Here’s a small but suggestive story. Julian Assange, long sought by Sweden for alleged sexual assault in 2010, appeared at The Nantucket Project in 2014. “Assange is the one I take the most heat for,” Scott says. Of course, the heat owed less to the Swedish charges than to Assange’s publishing of highly classified documents, including embarrassing U.S. State Department cables. Acts like that make him a hero to some and a villain to others. In a way, he is the ideal Nantucket Project presenter: a man occupying a controversial gray area on the world stage, wrestling with issues of media manipulation, secrecy and the limits of free speech—issues that await us in our increasingly virtual future.
“I don’t think I like Julian Assange,” Scott allows. “Mostly I disagree with him. Which is why I want him to be there.” The point for Scott is to present stories that matter, regardless of what we think of the messengers. “You know, we’re not giving him an award. This is no different than if he wrote an opinion piece for the New York Times. Do you get mad at the Times for that? So that’s all we’re doing—we’re asking him to come, and you judge.”

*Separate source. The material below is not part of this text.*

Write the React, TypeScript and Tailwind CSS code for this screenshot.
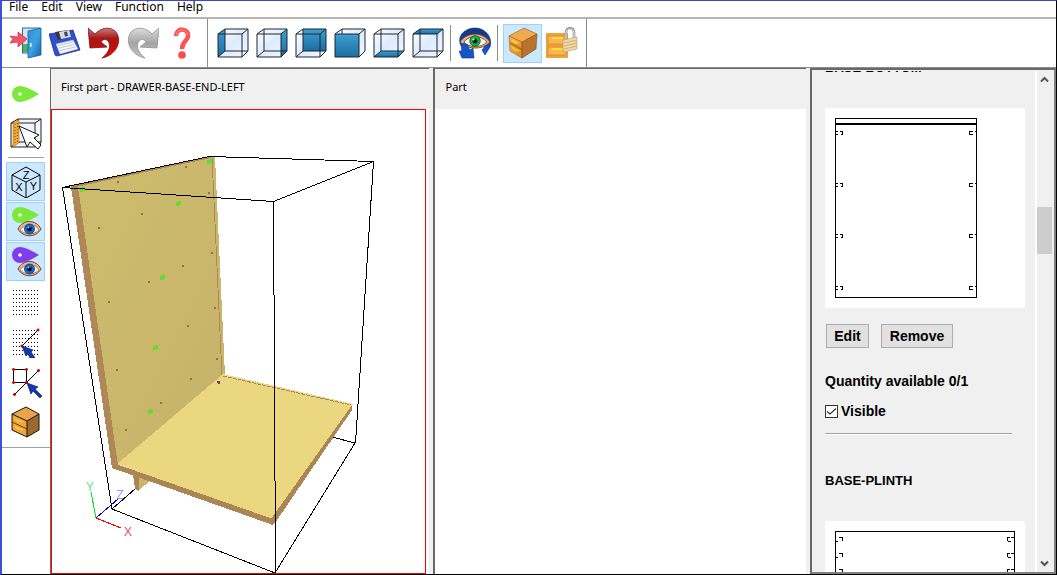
import type { ReactNode } from "react";

type Face = "left" | "right" | "back" | "front" | "bottom" | "top";

const FACE_POINTS: Record<Face, string> = {
  left: "1,7 8,2 8,24 1,30",
  right: "25,7 31,2 31,24 25,30",
  back: "8,2 31,2 31,24 8,24",
  front: "1,7 25,7 25,30 1,30",
  bottom: "1,30 8,24 31,24 25,30",
  top: "1,7 8,2 31,2 25,7",
};

function Icon({ children }: { children: ReactNode }) {
  return (
    <svg viewBox="0 0 32 32" className="size-8" aria-hidden="true">
      {children}
    </svg>
  );
}

function Gradients() {
  return (
    <svg className="absolute size-0" aria-hidden="true">
      <defs>
        <linearGradient id="faceBlue" x1="0" y1="0" x2="0" y2="1">
          <stop offset="0" stopColor="#3fa0d0" />
          <stop offset="1" stopColor="#1b6da3" />
        </linearGradient>
        <linearGradient id="glass" x1="0" y1="0" x2="1" y2="1">
          <stop offset="0" stopColor="#ffffff" />
          <stop offset="0.5" stopColor="#deebfd" />
          <stop offset="1" stopColor="#f4f8ff" />
        </linearGradient>
        <linearGradient id="redArrow" x1="0" y1="0" x2="0" y2="1">
          <stop offset="0" stopColor="#c98080" />
          <stop offset="0.35" stopColor="#a81616" />
          <stop offset="1" stopColor="#f00000" />
        </linearGradient>
        <linearGradient id="greyArrow" x1="0" y1="0" x2="0" y2="1">
          <stop offset="0" stopColor="#dddddd" />
          <stop offset="0.5" stopColor="#a4a4a4" />
          <stop offset="1" stopColor="#c4c4c4" />
        </linearGradient>
        <linearGradient id="door" x1="0" y1="0" x2="1" y2="1">
          <stop offset="0" stopColor="#2f8fd4" />
          <stop offset="0.5" stopColor="#3ba4e4" />
          <stop offset="1" stopColor="#1560a8" />
        </linearGradient>
        <linearGradient id="orange" x1="0" y1="0" x2="1" y2="1">
          <stop offset="0" stopColor="#f9b552" />
          <stop offset="1" stopColor="#dd8726" />
        </linearGradient>
        <linearGradient id="deepBlue" x1="0" y1="0" x2="0" y2="1">
          <stop offset="0" stopColor="#16357f" />
          <stop offset="0.5" stopColor="#0f3fa8" />
          <stop offset="1" stopColor="#1a63d8" />
        </linearGradient>
      </defs>
    </svg>
  );
}

function CubeIcon({ face }: { face: Face }) {
  return (
    <Icon>
      <polygon points="1,7 8,2 31,2 31,24 25,30 1,30" fill="url(#glass)" />
      <polygon points={FACE_POINTS[face]} fill="url(#faceBlue)" />
      <g fill="none" stroke="#1d2733" strokeWidth="1">
        {face !== "front" && <path d="M8 24H31M8 24V7M1 30L8 24" />}
        <path d="M8 7V2H31V24L25 30M1 7L8 2M25 7L31 2" />
        <path d="M1 7H25V30H1Z" />
      </g>
    </Icon>
  );
}

function ExitIcon() {
  return (
    <Icon>
      <rect x="12.500" y="1" width="17" height="25" fill="#cfe6f5" stroke="#1e6aa5" />
      <rect x="13" y="17" width="6" height="8" fill="#4fb455" />
      <path d="M18 4L31 1V28L18 31Z" fill="url(#door)" stroke="#1b5e99" strokeWidth=".8" />
      <rect x="20" y="16" width="1.500" height="4" fill="#e8f4ff" />
      <path d="M0 9L8 10V5L17 12L8 20V15L0 16L3 12Z" fill="#f2566c" stroke="#d2354d" strokeWidth=".8" />
    </Icon>
  );
}

function SaveIcon() {
  return (
    <Icon>
      <path d="M0 7L24 3L31 23L8 29L6 28Z" fill="#2f50cc" stroke="#1d2f86" strokeWidth=".8" />
      <path d="M6 5L19 3L21 10L9 13Z" fill="#35363c" />
      <path d="M10 5L20 3L22 10L12 12Z" fill="#d7dae2" />
      <path d="M15 5L18 4.500L19 9L16 9.500Z" fill="#3c4660" />
      <path d="M7 17L24 13L29 22L11 27Z" fill="#f7f7f7" stroke="#9fb0e4" strokeWidth=".5" />
      <path d="M9 18.500L24 15M10 21L25 17.500M11 23.500L26.500 20" stroke="#b9bcc4" strokeWidth=".8" />
    </Icon>
  );
}

const CURVED_ARROW =
  "M0 1L7 7C14 -1 27 -1 30 9C33 19 25 29 14 31C22 25 23 18 20 14C17 11 14 13 13 15L19 20L2 21Z";

function UndoIcon() {
  return (
    <Icon>
      <path d={CURVED_ARROW} fill="url(#redArrow)" stroke="#6e1010" strokeWidth=".8" />
    </Icon>
  );
}

function RedoIcon() {
  return (
    <Icon>
      <g transform="matrix(-1 0 0 1 32 0)">
        <path d={CURVED_ARROW} fill="url(#greyArrow)" stroke="#8f8f8f" strokeWidth=".8" />
      </g>
    </Icon>
  );
}

function HelpIcon() {
  return (
    <Icon>
      <path
        d="M10 9C10 0 23 1 22 9C22 14 16 14 16 22"
        fill="none"
        stroke="#fb5252"
        strokeWidth="4.500"
      />
      <path d="M10.500 8C11 1 21 1 21.500 8" fill="none" stroke="#ff8d8d" strokeWidth="1" />
      <circle cx="16" cy="28" r="3.800" fill="#fb4d4d" />
    </Icon>
  );
}

function ViewIcon() {
  return (
    <Icon>
      <path
        d="M2 19C-3 8 7 1 16 1C27 1 34 11 31 20L26 28L23 23C27 19 27 13 23 9C18 5 10 7 8 13L8 19Z"
        fill="url(#deepBlue)"
        stroke="#0c2a70"
        strokeWidth=".6"
      />
      <path d="M1 15C7 5 24 4 31 15C24 23 9 23 1 15Z" fill="#e9ad82" stroke="#5f2b12" strokeWidth=".8" />
      <path d="M5 15C10 8 22 8 28 15C22 21 10 21 5 15Z" fill="#fff" stroke="#703820" strokeWidth=".8" />
      <circle cx="16" cy="14" r="5.200" fill="#13b647" stroke="#087030" />
      <circle cx="16" cy="14" r="2.500" fill="#001c0c" />
      <circle cx="14.500" cy="12.500" r="1" fill="#fff" />
      <path d="M4 16C2 19 2 21 3 24H0L3 31H15L14 21L11 23C10 21 9 20 9 18Z" fill="#1455c8" stroke="#0b348c" strokeWidth=".6" />
    </Icon>
  );
}

function CabinetIcon() {
  return (
    <Icon>
      <path d="M2 9L17 1L30 7L15 16Z" fill="#efab50" stroke="#9a5914" strokeWidth=".6" />
      <path d="M2 9L15 15V31L3 24Z" fill="url(#orange)" stroke="#9a5914" strokeWidth=".6" />
      <path d="M15 15L30 7L29 22L15 31Z" fill="#b8742e" stroke="#85490d" strokeWidth=".6" />
      <path d="M3 15.500L15 22M3 16.500L15 23" stroke="#8b4d10" strokeWidth=".6" />
      <path d="M5 13Q8 16 12 15.500M5 20Q8 24 12 23.500" fill="none" stroke="#ffe316" strokeWidth="1.200" />
    </Icon>
  );
}

function OutlinedCabinetIcon() {
  return (
    <Icon>
      <path d="M2 8L16 1L29 8L17 15Z" fill="#e9a34a" />
      <path d="M2 8L17 15V31L2 24Z" fill="#eda341" />
      <path d="M17 15L29 8V24L17 31Z" fill="#9c6a2e" />
      <path d="M2 16L17 23" stroke="#704012" />
      <path d="M5 13Q8 16 13 15.500M5 20Q8 24 13 23.500" fill="none" stroke="#f6d22b" strokeWidth="1.500" />
      <path d="M2 8L16 1L29 8V24L17 31L2 24ZM2 8L17 15V31M17 15L29 8" fill="none" stroke="#1b1208" strokeWidth="1" />
    </Icon>
  );
}

function LockIcon() {
  return (
    <Icon>
      <path d="M0 6H22V31H0Z" fill="#efa13c" />
      <path d="M2 9H20V17H2ZM2 20H20V28H2Z" fill="#f8b654" stroke="#d98b28" strokeWidth=".8" />
      <path d="M6 11H16M6 22H16" stroke="#fff21c" strokeWidth="1.500" />
      <path d="M20 13V5C20 0 28 0 28 5V12" fill="none" stroke="#8f8f8f" strokeWidth="2.600" />
      <path d="M20 12V5C20 1 28 1 28 5V11" fill="none" stroke="#e8e8e8" strokeWidth="1" />
      <path d="M17 13L31 10V22L19 25L17 23Z" fill="#ecd8ab" stroke="#b99a5c" strokeWidth=".6" />
      <path d="M18 16L31 13M18 19L31 16M18 22L31 19" stroke="#c9a968" strokeWidth=".8" />
    </Icon>
  );
}

function PinShape({ color, y }: { color: string; y: number }) {
  return (
    <g>
      <path
        d={`M2 ${y}A8 8 0 0 1 10 ${y - 8}Q16 ${y - 8} 29 ${y}Q16 ${y + 8} 10 ${y + 8}A8 8 0 0 1 2 ${y}Z`}
        fill={color}
      />
      <circle cx="10" cy={y} r="1.800" fill="#fff" />
    </g>
  );
}

function PinIcon() {
  return (
    <Icon>
      <PinShape color="#7be93a" y={16} />
    </Icon>
  );
}

function PinEyeIcon({ color }: { color: string }) {
  return (
    <Icon>
      <PinShape color={color} y={9} />
      <path d="M8 23C13 13 26 13 31 23C26 32 13 32 8 23Z" fill="#eab78e" stroke="#6d4023" strokeWidth="1" />
      <path d="M10 24C15 17 25 17 29 24C24 29 15 29 10 24Z" fill="#fff" stroke="#6d4023" strokeWidth=".6" />
      <circle cx="19.500" cy="23" r="5" fill="#1769c9" stroke="#0b357a" strokeWidth=".8" />
      <circle cx="19.500" cy="23" r="2.300" fill="#00040f" />
      <circle cx="18.500" cy="21.500" r=".8" fill="#fff" />
    </Icon>
  );
}

function DrillFaceIcon() {
  return (
    <Icon>
      <path d="M1 5L8 1H31V25L25 29H1Z" fill="#f1f5fb" stroke="#222" />
      <path d="M1 5H25V29M25 5L31 1M8 1V24H31M1 29L8 24" fill="none" stroke="#222" />
      <path d="M3 5L9 2V25L3 29Z" fill="#f4aa2c" stroke="#a36a0c" strokeWidth=".5" />
      <path d="M5 6V27M7.500 5V26" stroke="#704400" strokeWidth="1" strokeDasharray="1 2" />
      <path d="M9 8L29 17L24 20L31 27L28 31L20 24L17 29Z" fill="#fff" stroke="#111" strokeWidth="1" />
    </Icon>
  );
}

function AxesCubeIcon() {
  return (
    <Icon>
      <path
        d="M16 1L30 9V24L16 32L2 24V9ZM2 9L16 16L30 9M16 16V32"
        fill="none"
        stroke="#000"
        strokeWidth="1"
      />
      <g fontFamily="Liberation Sans, sans-serif" fontSize="11" textAnchor="middle">
        <text x="16" y="12.500">Z</text>
        <text x="9" y="25">X</text>
        <text x="23.500" y="24">Y</text>
      </g>
    </Icon>
  );
}

function Dots() {
  const steps = [0, 1, 2, 3, 4, 5, 6, 7, 8];
  const rows = [0, 1, 2, 3, 4, 5, 6];
  return (
    <g fill="#000" shapeRendering="crispEdges">
      {rows.map((r) =>
        steps.map((c) => <rect key={`${r}-${c}`} x={3 + c * 3} y={4 + r * 4} width="1" height="1" />),
      )}
    </g>
  );
}

function PointerShape() {
  return <path d="M0 0L11 4L8 6L15 13L13 15L6 8L4 11Z" fill="#1238b0" stroke="#0a1e66" strokeWidth=".7" />;
}

function GridIcon() {
  return (
    <Icon>
      <Dots />
    </Icon>
  );
}

function GridSnapIcon() {
  return (
    <Icon>
      <Dots />
      <path d="M12 20L28 4" stroke="#000" />
      <path d="M26.500 4H29.500M28 2.500V5.500M10.500 20H13.500M12 18.500V21.500" stroke="#d40000" strokeWidth="1.500" />
      <path d="M12 20L23 24L21 26L25 32H20L18 28L16 30Z" fill="#1238b0" stroke="#0a1e66" strokeWidth=".7" />
    </Icon>
  );
}

function ShapeSnapIcon() {
  return (
    <Icon>
      <path d="M3.500 3.500H16.500V16.500H3.500Z" fill="none" stroke="#000" />
      <path d="M4 29L29 4" stroke="#000" />
      <path
        d="M2 3.500H5M3.500 2V5M15 3.500H18M16.500 2V5M2 16.500H5M3.500 15V18M15 16.500H18M16.500 15V18M27 4.500H30M28.500 3V6M3 28.500H6M4.500 27V30"
        stroke="#d40000"
        strokeWidth="1.500"
      />
      <g transform="translate(17 17)">
        <PointerShape />
      </g>
    </Icon>
  );
}

interface ToolProps {
  label: string;
  active?: boolean;
  children: ReactNode;
}

function Tool({ label, active = false, children }: ToolProps) {
  return (
    <button
      type="button"
      aria-label={label}
      aria-pressed={active}
      className={
        active
          ? "flex size-[39px] shrink-0 items-center justify-center border border-[#99d1ff] bg-[#cce8ff]"
          : "flex size-[39px] shrink-0 items-center justify-center border border-transparent hover:bg-[#e5f3ff]"
      }
    >
      {children}
    </button>
  );
}

const FACES: Face[] = ["left", "right", "back", "front", "bottom", "top"];

function MenuBar() {
  return (
    <nav
      aria-label="Main menu"
      className="flex h-4 shrink-0 items-center gap-[13px] pb-1 pl-[7px] font-['Noto_Sans','Open_Sans',sans-serif] text-xs leading-3"
    >
      {["File", "Edit", "View", "Function", "Help"].map((item) => (
        <button key={item} type="button" className="hover:bg-[#e5f3ff]">
          {item}
        </button>
      ))}
    </nav>
  );
}

function Toolbar() {
  return (
    <div className="flex h-[51px] shrink-0 items-stretch border-t-2 border-b border-t-[#b4b4b4] border-b-[#8c8c8c]">
      <div className="flex items-center border-r border-[#8c8c8c] pr-[6px] pl-1">
        <Tool label="Exit"><ExitIcon /></Tool>
        <Tool label="Save"><SaveIcon /></Tool>
        <Tool label="Undo"><UndoIcon /></Tool>
        <Tool label="Redo"><RedoIcon /></Tool>
        <Tool label="Help"><HelpIcon /></Tool>
      </div>
      <div className="flex items-center border-r border-[#8c8c8c] px-[5px]">
        {FACES.map((face) => (
          <Tool key={face} label={`View ${face}`}>
            <CubeIcon face={face} />
          </Tool>
        ))}
        <span className="mr-1 ml-[3px] h-9 w-px bg-[#8c8c8c]" />
        <Tool label="Rotate view"><ViewIcon /></Tool>
        <span className="mr-[5px] ml-[3px] h-9 w-px bg-[#8c8c8c]" />
        <Tool label="Show cabinet" active><CabinetIcon /></Tool>
        <Tool label="Lock cabinet"><LockIcon /></Tool>
      </div>
    </div>
  );
}

function SideTools() {
  return (
    <aside className="w-12 shrink-0">
      <div className="flex flex-col gap-px border-b border-[#a0a0a0] px-1 py-[6px]">
        <Tool label="Points"><PinIcon /></Tool>
        <Tool label="Select face"><DrillFaceIcon /></Tool>
        <span className="mx-[2px] my-[3px] h-px bg-[#a0a0a0]" />
        <Tool label="Axes" active><AxesCubeIcon /></Tool>
        <Tool label="Show points" active><PinEyeIcon color="#7be93a" /></Tool>
        <Tool label="Show anchors" active><PinEyeIcon color="#7f3df0" /></Tool>
        <Tool label="Grid"><GridIcon /></Tool>
        <Tool label="Snap to grid"><GridSnapIcon /></Tool>
        <Tool label="Snap to shape"><ShapeSnapIcon /></Tool>
        <Tool label="Cabinet"><OutlinedCabinetIcon /></Tool>
      </div>
    </aside>
  );
}

const HOLES: [number, number][] = [
  [117, 181], [185, 166], [98, 227], [141, 213], [208, 192], [108, 301], [148, 281], [182, 265],
  [211, 252], [187, 325], [214, 307], [116, 369], [216, 358], [160, 402], [125, 429], [190, 378],
];

const POINTS: [number, number][] = [
  [80, 187], [207, 159], [176, 201], [160, 275], [153, 345], [148, 409],
];

function Scene() {
  return (
    <svg
      viewBox="52 110 373 463"
      preserveAspectRatio="xMinYMin meet"
      className="block h-full w-full"
      role="img"
      aria-label="Drawer base with left end panel"
      shapeRendering="crispEdges"
    >
      <defs>
        <linearGradient id="sidePanel" x1="0" y1="0" x2="1" y2="1">
          <stop offset="0" stopColor="#cebc6d" />
          <stop offset="1" stopColor="#c6b36b" />
        </linearGradient>
      </defs>
      <path d="M332 437L355 443L275 573L112 509L135 489" fill="none" stroke="#000" />
      <polygon points="133,474 139,476 139,491 135,489" fill="#ac8554" />
      <polygon points="139,476 150,481 139,490" fill="#c9b66b" />
      <polygon points="71,187 211,157 215,157 225,376 117,467" fill="url(#sidePanel)" />
      <path d="M71 187L211 157" stroke="#b08757" strokeWidth="2" />
      <polygon points="71,187 78,187 118,465 112,468" fill="#b08757" />
      <path d="M212 158L222 376" stroke="#b08757" strokeDasharray="20 2" />
      <polygon points="117,464 223,374 353,404 273,521" fill="#ebd77f" />
      <path d="M223 376L351 405" stroke="#ac8554" strokeDasharray="4 1" />
      <polygon points="116,464 273,519 273,525 112,468" fill="#ac8554" />
      <polygon points="352,405 352,410 275,523 271,525 271,519" fill="#ac8554" />
      {HOLES.map(([x, y]) => (
        <rect key={`${x}-${y}`} x={x} y={y} width="2" height="2" fill="#94713a" />
      ))}
      {POINTS.map(([x, y]) => (
        <path key={`${x}-${y}`} d={`M${x} ${y + 1}h2v-1h3v4h-2v1h-3z`} fill="#5fe02c" />
      ))}
      <path d="M217 381h3v3h-2z" fill="#8b2f82" />
      <path d="M62.500 187.500L209.500 156.500L373.500 161.500L273.500 201.500L62.500 187.500L112 509" fill="none" stroke="#000" />
      <path d="M273.500 201.500L275.500 573M373.500 161.500L355.500 443.500" stroke="#000" />
      <path d="M96 518L91 492" stroke="#00ef20" />
      <path d="M96 518L121 528" stroke="#ff0000" />
      <path d="M96 518L118 499" stroke="#0000dd" />
      <g fontFamily="Open Sans, sans-serif" fontWeight="400" fontSize="13" textAnchor="middle">
        <text x="90" y="491" fill="#58e783">Y</text>
        <text x="120" y="499" fill="#9595ef">Z</text>
        <text x="128" y="536" fill="#f4426b">X</text>
      </g>
    </svg>
  );
}

function Marker({ x, y, flip = false }: { x: number; y: number; flip?: boolean }) {
  return flip ? (
    <path d={`M${x + 3} ${y}H${x}V${y + 3}H${x + 3}M${x + 5} ${y}h2M${x + 6} ${y + 3}h1`} />
  ) : (
    <path d={`M${x} ${y + 3}h2M${x} ${y}h2M${x + 4} ${y}h3v3h-2`} />
  );
}

function BottomDrawing() {
  return (
    <svg viewBox="0 0 200 200" className="mt-8 block size-[200px] bg-white" role="img" aria-label="BASE-BOTTOM drawing">
      <g fill="none" stroke="#000" shapeRendering="crispEdges">
        <rect x="10.500" y="10.500" width="141" height="179" />
        <path d="M11 16H151" strokeWidth="2" />
        {[23.5, 75.5, 126.5, 178.5].map((y) => (
          <g key={y}>
            <Marker x={10.5} y={y} />
            <Marker x={144.5} y={y} flip />
          </g>
        ))}
      </g>
    </svg>
  );
}

function PlinthDrawing() {
  return (
    <svg viewBox="0 0 200 200" className="mt-8 block size-[200px] bg-white" role="img" aria-label="BASE-PLINTH drawing">
      <g fill="none" stroke="#000" shapeRendering="crispEdges">
        <rect x="10.500" y="10.500" width="179" height="60" />
        {[16.5, 32.5, 48.5].map((y) => (
          <g key={y}>
            <path d={`M14 ${y}h3v3M10 ${y + 4}h3M183 ${y + 4}h3M185 ${y}h-3v3M186 ${y}h3`} />
          </g>
        ))}
      </g>
    </svg>
  );
}

interface PartCardProps {
  name: string;
  drawing: ReactNode;
  quantity?: string;
}

function PartCard({ name, drawing, quantity }: PartCardProps) {
  const id = `visible-${name}`;
  return (
    <article className="shrink-0">
      <h2 className="h-4 text-[13px] leading-4">{name}</h2>
      {drawing}
      {quantity && (
        <>
          <div className="mt-4 flex gap-3 pl-px">
            <button type="button" className="h-6 w-[43px] border border-[#adadad] bg-[#e1e1e1]">
              Edit
            </button>
            <button type="button" className="h-6 w-[72px] border border-[#adadad] bg-[#e1e1e1]">
              Remove
            </button>
          </div>
          <p className="mt-[25px]">{`Quantity available ${quantity}`}</p>
          <div className="mt-[14px] flex h-4 items-center gap-[3px]">
            <span className="grid size-[13px] place-items-center">
              <input
                id={id}
                type="checkbox"
                defaultChecked
                className="peer col-start-1 row-start-1 size-[13px] appearance-none border border-[#333] bg-white"
              />
              <svg
                viewBox="0 0 13 13"
                className="pointer-events-none invisible col-start-1 row-start-1 size-[13px] peer-checked:visible"
                aria-hidden="true"
              >
                <path d="M2 6.500L5 9L11 3.500" fill="none" stroke="#333" strokeWidth="1.200" />
              </svg>
            </span>
            <label htmlFor={id}>Visible</label>
          </div>
          <hr className="mt-[14px] mr-[23px] mb-[38px] border-t border-b border-t-[#a0a0a0] border-b-white" />
        </>
      )}
    </article>
  );
}

function ScrollBar() {
  return (
    <div className="mr-[2px] flex w-[17px] shrink-0 flex-col border-l-2 border-white bg-[#f0f0f0]">
      <button type="button" aria-label="Scroll up" className="flex h-[17px] items-center justify-center">
        <svg viewBox="0 0 9 7" className="h-[7px] w-[9px]" aria-hidden="true">
          <path d="M1 5.500L4.500 2L8 5.500" fill="none" stroke="#555" strokeWidth="2" />
        </svg>
      </button>
      <div className="flex grow flex-col">
        <span className="grow-[119]" />
        <span className="h-[47px] w-[15px] bg-[#cdcdcd]" />
        <span className="grow-[300]" />
      </div>
      <button type="button" aria-label="Scroll down" className="flex h-[17px] items-center justify-center">
        <svg viewBox="0 0 9 7" className="h-[7px] w-[9px]" aria-hidden="true">
          <path d="M1 1.500L4.500 5L8 1.500" fill="none" stroke="#555" strokeWidth="2" />
        </svg>
      </button>
    </div>
  );
}

function PanelTitle({ children }: { children: ReactNode }) {
  return (
    <h1 className="h-10 shrink-0 bg-[#f0f0f0] px-[10px] pt-[10px] font-['Noto_Sans','Open_Sans',sans-serif] text-[11px] leading-4">
      {children}
    </h1>
  );
}

export default function App() {
  return (
    <div className="flex h-screen flex-col overflow-hidden border-t border-r border-b border-l-2 border-t-[#3c46c8] border-r-black border-b-black border-l-[#3c50d8] bg-white text-black">
      <Gradients />
      <MenuBar />
      <Toolbar />
      <main className="flex min-h-0 flex-1">
        <SideTools />
        <section className="flex min-w-0 flex-[380] flex-col border-t border-l border-[#696969]">
          <PanelTitle>First part - DRAWER-BASE-END-LEFT</PanelTitle>
          <div className="mr-[3px] min-h-0 flex-1 border border-[#ff0000]">
            <Scene />
          </div>
        </section>
        <div className="w-1 shrink-0 bg-[#f0f0f0]" />
        <section className="flex min-w-0 flex-[372] flex-col border-t border-l-2 border-[#696969]">
          <PanelTitle>Part</PanelTitle>
        </section>
        <div className="w-1 shrink-0 bg-[#f0f0f0]" />
        <section className="flex w-[246px] shrink-0 border-2 border-t-[#696969] border-r-[#808080] border-b-[#808080] border-l-[#696969] bg-[#f0f0f0] pt-px">
          <div className="flex min-w-0 flex-1 flex-col overflow-hidden pl-[13px] font-['Liberation_Sans',sans-serif] text-sm leading-4 font-bold">
            <div className="-mt-[11px] flex flex-col">
              <PartCard name="BASE-BOTTOM" quantity="0/1" drawing={<BottomDrawing />} />
              <PartCard name="BASE-PLINTH" drawing={<PlinthDrawing />} />
            </div>
          </div>
          <ScrollBar />
        </section>
      </main>
    </div>
  );
}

Assange was living then (as he is living now) under asylum at the Ecuadorean Embassy in London, while police waited outside to arrest him should he be foolish enough to step outside. Yet there he was, sitting on a stool on the stage of Nantucket’s Dreamland Theatre. How could this be? Scott arrived at the theater before the crowd was let in. “He was behind a curtain, waiting, and I walked through the curtain and I’m like, ‘Oh, my God, there he is; this is happening!’” Scott says. “Julian Assange is right in front of me, in three dimensions, from a prison, essentially.”
Yes, but how could this be? “He was a hologram,” Scott says. “You could put your arm right through him.”